With the war looming, Yahya did, however, find time to spell out his thoughts on the course of action he wished to adopt, in the fast aggravating military situation. Summing up a discussion after presentation of the National Strategy Paper by the National Defence College students in early November, Yahya declared, much to the surprise of officers of various syndicates, “I am not so stupid as to go to war with India. I will do my best for a political situation to avoid war.” The statement would have been considered a stroke of genius if it had come six months earlier, but it was dreadful to learn that he had failed to read the ill winds blowing from India, which were now gathering into a vicious storm. Quite evidently, Yahya was out of his elements at this critical stage, had not kept himself abreast of the goings on, and was clueless about what to do. Instead of turning dovish, as if he was playing to a gallery of Western press reporters, he should have unequivocally outlined the broad contours of his strategy for war fighting at the highest seat of military learning. His statement was as confusing as it was defeatist; in fact, if one reads between his seemingly sagacious lines, Yahya had already lost the will to fight.
End Notes
Unlikely Beginnings, Mitha, Maj Gen A O; Oxford University Press, Karachi, 2003; page 323.

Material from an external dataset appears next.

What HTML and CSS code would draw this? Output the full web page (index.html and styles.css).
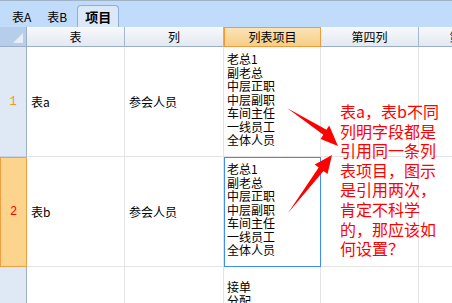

Witness to Surrender, Salik, Siddiq; Oxford University Press, Karachi, 1977; page 128.
Memoirs; Khan, Lt Gen Gul Hassan; Oxford University Press, Karachi, 1993; page 326.
Ibid; page 274.
1947 Before During After, Husain, Maj Gen Syed Wajahat; Ferozsons (Pvt) Ltd, Lahore, 2010; page 244.
Memoirs, Khan, Lt Gen Gul Hassan; Oxford University Press, Karachi, 1993; page 328.
1947 Before During After, Husain, Maj Gen Syed Wajahat; Ferozsons (Pvt) Ltd, Lahore, 2010; page 244.